Check every line of the data below for the string "this", and copy the ones that hold it.

> [Given data]
--- START ---

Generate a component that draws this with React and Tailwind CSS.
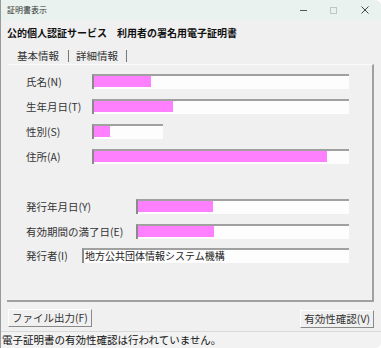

--- END ---
--- START ---

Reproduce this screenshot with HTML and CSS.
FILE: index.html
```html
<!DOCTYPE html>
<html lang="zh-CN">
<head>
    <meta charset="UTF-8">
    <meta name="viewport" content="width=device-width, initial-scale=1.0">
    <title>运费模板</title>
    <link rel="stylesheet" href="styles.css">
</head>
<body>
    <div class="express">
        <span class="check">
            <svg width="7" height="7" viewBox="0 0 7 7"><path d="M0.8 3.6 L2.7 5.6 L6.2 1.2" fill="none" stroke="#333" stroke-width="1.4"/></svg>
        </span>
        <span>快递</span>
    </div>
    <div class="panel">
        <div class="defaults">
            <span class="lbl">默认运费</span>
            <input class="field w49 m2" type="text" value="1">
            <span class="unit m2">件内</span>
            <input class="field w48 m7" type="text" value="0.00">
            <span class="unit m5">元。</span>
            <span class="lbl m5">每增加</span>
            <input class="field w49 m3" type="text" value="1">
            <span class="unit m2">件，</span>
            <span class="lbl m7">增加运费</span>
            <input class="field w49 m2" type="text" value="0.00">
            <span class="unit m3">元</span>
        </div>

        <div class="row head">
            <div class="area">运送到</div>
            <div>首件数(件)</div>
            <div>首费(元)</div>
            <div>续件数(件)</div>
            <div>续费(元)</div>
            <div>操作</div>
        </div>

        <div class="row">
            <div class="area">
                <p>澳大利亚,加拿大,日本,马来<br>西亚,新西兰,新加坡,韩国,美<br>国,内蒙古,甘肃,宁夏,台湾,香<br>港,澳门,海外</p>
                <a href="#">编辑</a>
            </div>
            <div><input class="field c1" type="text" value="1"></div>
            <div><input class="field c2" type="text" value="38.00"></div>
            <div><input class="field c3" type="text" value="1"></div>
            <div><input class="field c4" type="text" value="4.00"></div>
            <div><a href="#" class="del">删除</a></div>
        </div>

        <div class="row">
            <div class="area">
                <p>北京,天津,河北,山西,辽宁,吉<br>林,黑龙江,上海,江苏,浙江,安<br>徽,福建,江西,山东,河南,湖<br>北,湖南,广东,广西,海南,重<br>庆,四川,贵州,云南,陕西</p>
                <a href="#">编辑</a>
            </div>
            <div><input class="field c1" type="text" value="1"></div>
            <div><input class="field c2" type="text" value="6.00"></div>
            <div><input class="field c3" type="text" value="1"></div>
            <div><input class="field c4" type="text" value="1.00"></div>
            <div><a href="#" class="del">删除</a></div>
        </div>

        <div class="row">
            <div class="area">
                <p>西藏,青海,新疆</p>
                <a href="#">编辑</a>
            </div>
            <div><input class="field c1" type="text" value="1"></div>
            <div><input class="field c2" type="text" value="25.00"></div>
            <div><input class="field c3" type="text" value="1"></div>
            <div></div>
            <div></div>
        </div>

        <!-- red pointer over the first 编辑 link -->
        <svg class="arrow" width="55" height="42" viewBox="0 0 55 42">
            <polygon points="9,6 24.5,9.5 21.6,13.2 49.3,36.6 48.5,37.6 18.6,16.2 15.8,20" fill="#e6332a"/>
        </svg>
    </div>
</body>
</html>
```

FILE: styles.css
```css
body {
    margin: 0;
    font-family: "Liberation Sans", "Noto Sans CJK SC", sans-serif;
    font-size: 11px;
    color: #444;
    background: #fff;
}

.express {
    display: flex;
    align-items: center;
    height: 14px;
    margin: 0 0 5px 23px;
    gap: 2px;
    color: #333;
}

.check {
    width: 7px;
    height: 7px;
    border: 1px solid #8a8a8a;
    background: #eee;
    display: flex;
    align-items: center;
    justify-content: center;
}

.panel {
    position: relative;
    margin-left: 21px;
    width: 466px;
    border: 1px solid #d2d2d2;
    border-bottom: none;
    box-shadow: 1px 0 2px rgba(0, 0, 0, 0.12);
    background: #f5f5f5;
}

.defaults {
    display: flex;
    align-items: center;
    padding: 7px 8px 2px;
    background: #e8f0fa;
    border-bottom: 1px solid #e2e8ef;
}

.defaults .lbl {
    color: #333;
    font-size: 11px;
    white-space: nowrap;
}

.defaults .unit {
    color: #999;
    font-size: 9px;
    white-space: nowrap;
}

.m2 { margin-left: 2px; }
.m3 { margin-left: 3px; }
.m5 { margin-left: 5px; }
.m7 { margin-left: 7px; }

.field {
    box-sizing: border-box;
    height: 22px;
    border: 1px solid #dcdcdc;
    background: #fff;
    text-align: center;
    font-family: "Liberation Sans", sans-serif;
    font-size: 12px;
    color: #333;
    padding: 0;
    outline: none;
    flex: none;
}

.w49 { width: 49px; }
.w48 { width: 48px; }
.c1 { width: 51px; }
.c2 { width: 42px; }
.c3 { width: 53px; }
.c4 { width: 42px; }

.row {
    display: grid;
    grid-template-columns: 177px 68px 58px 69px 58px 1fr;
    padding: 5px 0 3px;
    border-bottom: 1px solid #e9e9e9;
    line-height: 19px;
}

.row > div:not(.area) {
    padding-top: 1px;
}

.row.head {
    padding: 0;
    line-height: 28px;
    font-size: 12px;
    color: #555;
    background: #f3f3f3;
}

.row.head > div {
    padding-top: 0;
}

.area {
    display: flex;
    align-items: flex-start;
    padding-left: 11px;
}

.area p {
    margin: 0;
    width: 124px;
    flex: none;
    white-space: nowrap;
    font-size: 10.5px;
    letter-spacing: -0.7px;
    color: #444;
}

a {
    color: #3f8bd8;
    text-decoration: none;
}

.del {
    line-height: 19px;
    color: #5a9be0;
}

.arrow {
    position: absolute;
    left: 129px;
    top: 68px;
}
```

--- END ---

> [Reply to the exercise]
Generate a component that draws this with React and Tailwind CSS.
Reproduce this screenshot with HTML and CSS.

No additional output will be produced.